## start Dataset rows

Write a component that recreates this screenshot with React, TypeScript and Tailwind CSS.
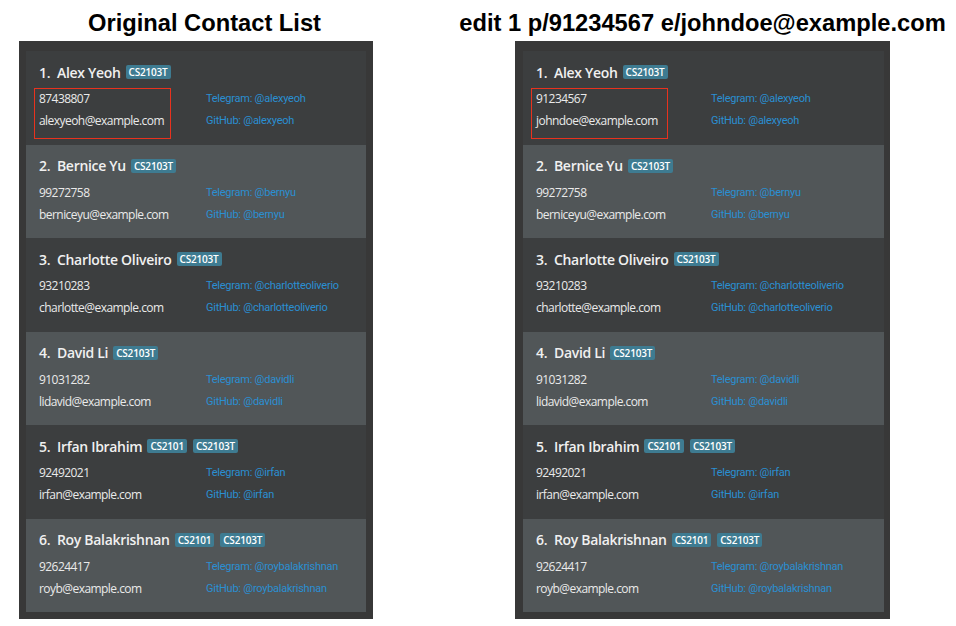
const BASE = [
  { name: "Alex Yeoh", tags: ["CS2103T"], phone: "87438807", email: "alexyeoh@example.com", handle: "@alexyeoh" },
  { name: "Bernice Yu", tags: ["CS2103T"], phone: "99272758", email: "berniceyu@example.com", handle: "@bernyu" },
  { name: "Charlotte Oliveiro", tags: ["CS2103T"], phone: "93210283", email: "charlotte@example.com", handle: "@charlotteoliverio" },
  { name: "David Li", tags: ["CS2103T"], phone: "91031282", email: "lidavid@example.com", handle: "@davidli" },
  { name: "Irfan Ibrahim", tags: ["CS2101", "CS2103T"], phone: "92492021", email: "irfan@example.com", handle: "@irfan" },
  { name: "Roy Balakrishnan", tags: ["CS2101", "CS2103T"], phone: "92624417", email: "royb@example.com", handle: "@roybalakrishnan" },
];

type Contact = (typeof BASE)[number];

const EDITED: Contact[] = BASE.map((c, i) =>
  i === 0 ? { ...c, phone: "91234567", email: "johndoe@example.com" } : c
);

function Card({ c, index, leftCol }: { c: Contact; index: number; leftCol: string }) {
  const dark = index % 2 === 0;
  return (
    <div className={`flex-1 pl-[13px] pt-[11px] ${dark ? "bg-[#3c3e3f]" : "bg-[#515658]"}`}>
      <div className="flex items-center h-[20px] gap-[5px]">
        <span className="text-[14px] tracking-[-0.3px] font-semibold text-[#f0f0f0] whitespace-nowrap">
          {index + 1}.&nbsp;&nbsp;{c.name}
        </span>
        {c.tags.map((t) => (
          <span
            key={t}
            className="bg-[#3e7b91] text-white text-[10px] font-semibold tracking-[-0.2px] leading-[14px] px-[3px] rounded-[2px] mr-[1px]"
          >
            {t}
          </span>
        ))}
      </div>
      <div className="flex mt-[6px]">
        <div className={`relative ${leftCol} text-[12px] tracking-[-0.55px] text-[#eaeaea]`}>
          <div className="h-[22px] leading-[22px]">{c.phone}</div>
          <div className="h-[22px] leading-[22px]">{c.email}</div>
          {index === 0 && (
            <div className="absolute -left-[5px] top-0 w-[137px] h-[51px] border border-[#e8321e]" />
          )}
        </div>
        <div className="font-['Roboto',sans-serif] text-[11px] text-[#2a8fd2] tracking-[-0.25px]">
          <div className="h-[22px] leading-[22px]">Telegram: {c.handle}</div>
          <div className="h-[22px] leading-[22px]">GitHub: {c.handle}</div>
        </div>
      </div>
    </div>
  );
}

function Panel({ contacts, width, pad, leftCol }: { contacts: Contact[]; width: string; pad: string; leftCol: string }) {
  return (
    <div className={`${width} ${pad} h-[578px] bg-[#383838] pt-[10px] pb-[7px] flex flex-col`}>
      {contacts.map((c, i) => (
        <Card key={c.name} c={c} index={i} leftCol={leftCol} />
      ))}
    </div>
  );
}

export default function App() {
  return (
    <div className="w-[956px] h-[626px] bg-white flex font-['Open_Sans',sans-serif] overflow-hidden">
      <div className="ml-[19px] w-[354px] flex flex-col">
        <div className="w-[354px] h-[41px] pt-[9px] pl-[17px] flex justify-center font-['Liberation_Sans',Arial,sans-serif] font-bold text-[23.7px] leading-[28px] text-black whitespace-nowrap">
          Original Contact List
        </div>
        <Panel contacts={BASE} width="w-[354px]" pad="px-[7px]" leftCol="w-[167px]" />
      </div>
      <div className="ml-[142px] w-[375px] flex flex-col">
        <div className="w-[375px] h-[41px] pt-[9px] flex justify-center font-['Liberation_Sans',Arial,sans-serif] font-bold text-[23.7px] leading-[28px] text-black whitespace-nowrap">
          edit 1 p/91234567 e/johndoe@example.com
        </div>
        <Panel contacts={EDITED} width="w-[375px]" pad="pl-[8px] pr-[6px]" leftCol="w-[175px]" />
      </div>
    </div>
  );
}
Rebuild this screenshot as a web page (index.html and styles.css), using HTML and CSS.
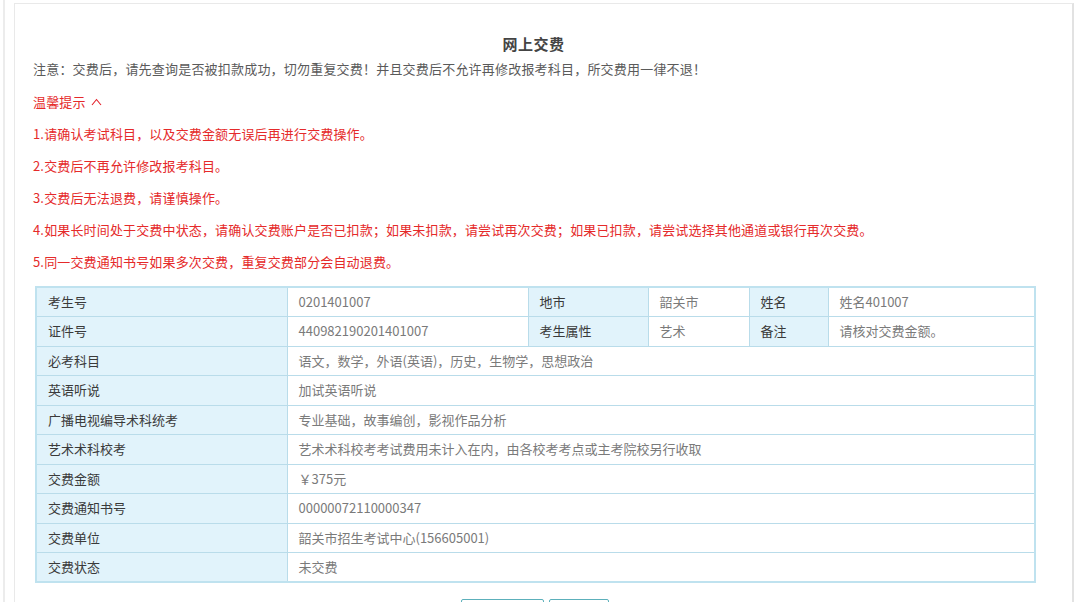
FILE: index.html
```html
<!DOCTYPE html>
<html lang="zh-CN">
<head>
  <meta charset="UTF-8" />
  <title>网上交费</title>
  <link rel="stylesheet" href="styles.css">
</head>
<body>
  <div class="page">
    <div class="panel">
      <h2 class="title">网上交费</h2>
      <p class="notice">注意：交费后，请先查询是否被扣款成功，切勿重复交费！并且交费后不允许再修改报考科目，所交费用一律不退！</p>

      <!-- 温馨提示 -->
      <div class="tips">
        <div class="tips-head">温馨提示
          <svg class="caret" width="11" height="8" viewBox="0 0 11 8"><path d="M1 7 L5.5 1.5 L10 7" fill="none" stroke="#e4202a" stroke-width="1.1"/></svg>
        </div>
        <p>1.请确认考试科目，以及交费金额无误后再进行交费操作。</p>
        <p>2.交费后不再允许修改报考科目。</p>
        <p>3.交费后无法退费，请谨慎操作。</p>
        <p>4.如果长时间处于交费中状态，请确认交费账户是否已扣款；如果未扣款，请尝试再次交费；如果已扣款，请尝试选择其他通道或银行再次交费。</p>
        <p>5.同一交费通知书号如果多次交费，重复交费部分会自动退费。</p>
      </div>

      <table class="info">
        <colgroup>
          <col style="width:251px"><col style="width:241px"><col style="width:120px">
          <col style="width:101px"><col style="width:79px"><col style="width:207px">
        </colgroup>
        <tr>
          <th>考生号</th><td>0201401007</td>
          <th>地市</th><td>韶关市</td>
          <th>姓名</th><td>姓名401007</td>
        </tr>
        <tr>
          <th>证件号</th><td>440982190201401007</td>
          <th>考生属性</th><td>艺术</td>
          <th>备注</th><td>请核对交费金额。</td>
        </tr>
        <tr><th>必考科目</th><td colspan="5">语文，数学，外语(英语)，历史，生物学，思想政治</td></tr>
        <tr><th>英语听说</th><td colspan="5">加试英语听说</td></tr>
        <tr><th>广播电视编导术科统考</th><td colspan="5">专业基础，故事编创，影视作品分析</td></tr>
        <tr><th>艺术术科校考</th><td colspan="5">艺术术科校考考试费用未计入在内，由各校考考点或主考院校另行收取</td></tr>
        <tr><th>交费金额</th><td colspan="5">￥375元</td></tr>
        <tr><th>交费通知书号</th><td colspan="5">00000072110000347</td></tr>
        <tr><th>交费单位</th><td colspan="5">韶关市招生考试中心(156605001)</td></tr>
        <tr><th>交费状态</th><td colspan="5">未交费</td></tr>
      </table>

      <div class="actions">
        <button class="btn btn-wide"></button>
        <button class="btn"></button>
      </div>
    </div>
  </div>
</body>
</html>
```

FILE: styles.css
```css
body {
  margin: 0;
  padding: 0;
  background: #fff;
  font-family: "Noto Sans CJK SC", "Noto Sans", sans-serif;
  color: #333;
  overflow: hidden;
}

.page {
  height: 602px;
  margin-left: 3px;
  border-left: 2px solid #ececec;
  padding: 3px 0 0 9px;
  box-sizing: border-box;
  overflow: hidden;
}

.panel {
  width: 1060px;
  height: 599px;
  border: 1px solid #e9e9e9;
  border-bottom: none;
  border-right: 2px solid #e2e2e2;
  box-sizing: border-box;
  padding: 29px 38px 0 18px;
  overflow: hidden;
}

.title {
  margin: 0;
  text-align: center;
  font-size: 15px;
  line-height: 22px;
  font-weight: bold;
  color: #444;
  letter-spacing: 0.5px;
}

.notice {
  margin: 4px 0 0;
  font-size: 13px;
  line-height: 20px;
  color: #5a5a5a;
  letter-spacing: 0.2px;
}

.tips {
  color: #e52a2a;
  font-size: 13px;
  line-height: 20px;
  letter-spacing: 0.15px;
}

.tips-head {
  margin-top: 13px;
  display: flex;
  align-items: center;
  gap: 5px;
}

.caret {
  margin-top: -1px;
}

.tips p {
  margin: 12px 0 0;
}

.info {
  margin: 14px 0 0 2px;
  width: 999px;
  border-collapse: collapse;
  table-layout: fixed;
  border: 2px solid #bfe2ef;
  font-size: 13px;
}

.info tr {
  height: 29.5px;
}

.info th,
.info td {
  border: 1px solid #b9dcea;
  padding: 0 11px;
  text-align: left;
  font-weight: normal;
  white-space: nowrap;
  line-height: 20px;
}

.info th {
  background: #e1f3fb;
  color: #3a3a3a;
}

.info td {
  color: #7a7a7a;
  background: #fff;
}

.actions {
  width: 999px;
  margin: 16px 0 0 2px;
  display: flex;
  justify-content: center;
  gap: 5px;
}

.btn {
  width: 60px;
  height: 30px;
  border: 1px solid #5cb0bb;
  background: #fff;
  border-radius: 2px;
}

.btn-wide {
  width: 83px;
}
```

## end Dataset rows

> _What is being asked_
Pull out the lines above in which the word "index" appears.

> _Solved problem_
function Card({ c, index, leftCol }: { c: Contact; index: number; leftCol: string }) {
  const dark = index % 2 === 0;
          {index + 1}.&nbsp;&nbsp;{c.name}
          {index === 0 && (
        <Card key={c.name} c={c} index={i} leftCol={leftCol} />
Rebuild this screenshot as a web page (index.html and styles.css), using HTML and CSS.
FILE: index.html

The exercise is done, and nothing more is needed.